Problem description:
Omit any picture, and return the remaining data exactly as written.

Data shown:
=-=-=
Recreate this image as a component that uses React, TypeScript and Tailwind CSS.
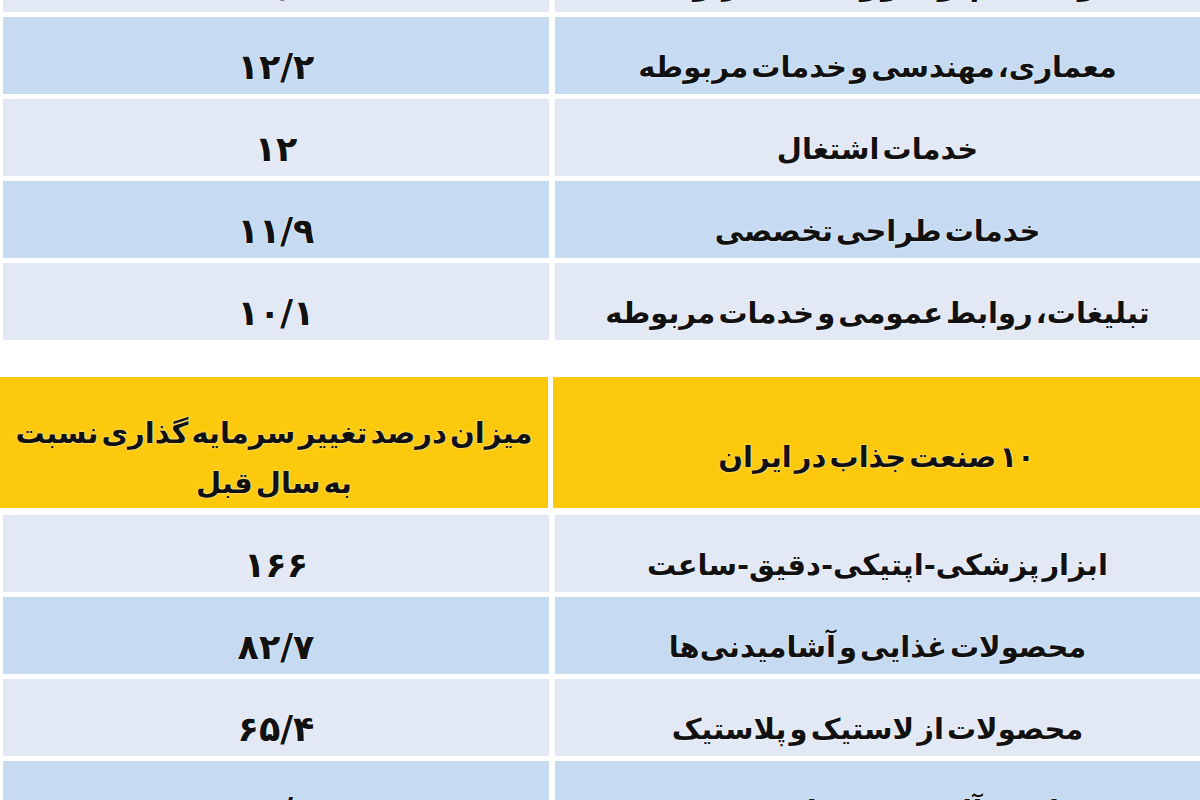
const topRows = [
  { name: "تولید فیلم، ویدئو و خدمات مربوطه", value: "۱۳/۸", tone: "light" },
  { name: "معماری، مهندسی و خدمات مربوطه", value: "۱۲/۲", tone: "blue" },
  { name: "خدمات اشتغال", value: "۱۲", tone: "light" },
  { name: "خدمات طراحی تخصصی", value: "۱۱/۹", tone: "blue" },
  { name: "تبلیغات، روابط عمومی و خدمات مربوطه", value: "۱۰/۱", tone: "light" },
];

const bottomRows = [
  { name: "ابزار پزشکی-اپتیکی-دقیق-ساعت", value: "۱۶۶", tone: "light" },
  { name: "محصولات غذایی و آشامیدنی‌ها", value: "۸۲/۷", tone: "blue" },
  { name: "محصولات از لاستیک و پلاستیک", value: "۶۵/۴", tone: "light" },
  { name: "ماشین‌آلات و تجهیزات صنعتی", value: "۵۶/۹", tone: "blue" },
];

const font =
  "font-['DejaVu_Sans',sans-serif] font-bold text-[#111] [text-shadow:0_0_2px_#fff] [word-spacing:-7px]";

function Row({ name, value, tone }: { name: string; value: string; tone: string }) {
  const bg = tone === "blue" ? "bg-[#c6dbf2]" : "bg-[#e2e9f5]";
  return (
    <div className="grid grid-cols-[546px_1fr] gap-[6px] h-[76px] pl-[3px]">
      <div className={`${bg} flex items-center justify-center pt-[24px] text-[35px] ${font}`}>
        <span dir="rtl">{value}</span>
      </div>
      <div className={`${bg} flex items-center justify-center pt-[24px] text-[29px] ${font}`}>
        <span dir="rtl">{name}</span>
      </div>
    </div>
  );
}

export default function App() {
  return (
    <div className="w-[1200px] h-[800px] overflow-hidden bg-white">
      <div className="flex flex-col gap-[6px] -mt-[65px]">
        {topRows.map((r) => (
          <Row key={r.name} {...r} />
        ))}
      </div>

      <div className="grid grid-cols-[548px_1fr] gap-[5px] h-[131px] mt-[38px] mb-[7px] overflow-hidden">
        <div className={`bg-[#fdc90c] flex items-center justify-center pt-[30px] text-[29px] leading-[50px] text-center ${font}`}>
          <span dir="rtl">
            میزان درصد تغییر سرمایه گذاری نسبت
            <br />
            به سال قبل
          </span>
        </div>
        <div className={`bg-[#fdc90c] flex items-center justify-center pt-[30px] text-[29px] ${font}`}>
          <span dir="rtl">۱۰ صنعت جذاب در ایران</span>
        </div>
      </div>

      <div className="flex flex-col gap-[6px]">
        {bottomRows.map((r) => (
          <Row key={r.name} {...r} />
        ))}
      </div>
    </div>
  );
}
=-=-=
Worked solution:
Recreate this image as a component that uses React, TypeScript and Tailwind CSS.
const topRows = [
  { name: "تولید فیلم، ویدئو و خدمات مربوطه", value: "۱۳/۸", tone: "light" },
  { name: "معماری، مهندسی و خدمات مربوطه", value: "۱۲/۲", tone: "blue" },
  { name: "خدمات اشتغال", value: "۱۲", tone: "light" },
  { name: "خدمات طراحی تخصصی", value: "۱۱/۹", tone: "blue" },
  { name: "تبلیغات، روابط عمومی و خدمات مربوطه", value: "۱۰/۱", tone: "light" },
];

const bottomRows = [
  { name: "ابزار پزشکی-اپتیکی-دقیق-ساعت", value: "۱۶۶", tone: "light" },
  { name: "محصولات غذایی و آشامیدنی‌ها", value: "۸۲/۷", tone: "blue" },
  { name: "محصولات از لاستیک و پلاستیک", value: "۶۵/۴", tone: "light" },
  { name: "ماشین‌آلات و تجهیزات صنعتی", value: "۵۶/۹", tone: "blue" },
];

const font =
  "font-['DejaVu_Sans',sans-serif] font-bold text-[#111] [text-shadow:0_0_2px_#fff] [word-spacing:-7px]";

function Row({ name, value, tone }: { name: string; value: string; tone: string }) {
  const bg = tone === "blue" ? "bg-[#c6dbf2]" : "bg-[#e2e9f5]";
  return (
    <div className="grid grid-cols-[546px_1fr] gap-[6px] h-[76px] pl-[3px]">
      <div className={`${bg} flex items-center justify-center pt-[24px] text-[35px] ${font}`}>
        <span dir="rtl">{value}</span>
      </div>
      <div className={`${bg} flex items-center justify-center pt-[24px] text-[29px] ${font}`}>
        <span dir="rtl">{name}</span>
      </div>
    </div>
  );
}

export default function App() {
  return (
    <div className="w-[1200px] h-[800px] overflow-hidden bg-white">
      <div className="flex flex-col gap-[6px] -mt-[65px]">
        {topRows.map((r) => (
          <Row key={r.name} {...r} />
        ))}
      </div>

      <div className="grid grid-cols-[548px_1fr] gap-[5px] h-[131px] mt-[38px] mb-[7px] overflow-hidden">
        <div className={`bg-[#fdc90c] flex items-center justify-center pt-[30px] text-[29px] leading-[50px] text-center ${font}`}>
          <span dir="rtl">
            میزان درصد تغییر سرمایه گذاری نسبت
            <br />
            به سال قبل
          </span>
        </div>
        <div className={`bg-[#fdc90c] flex items-center justify-center pt-[30px] text-[29px] ${font}`}>
          <span dir="rtl">۱۰ صنعت جذاب در ایران</span>
        </div>
      </div>

      <div className="flex flex-col gap-[6px]">
        {bottomRows.map((r) => (
          <Row key={r.name} {...r} />
        ))}
      </div>
    </div>
  );
}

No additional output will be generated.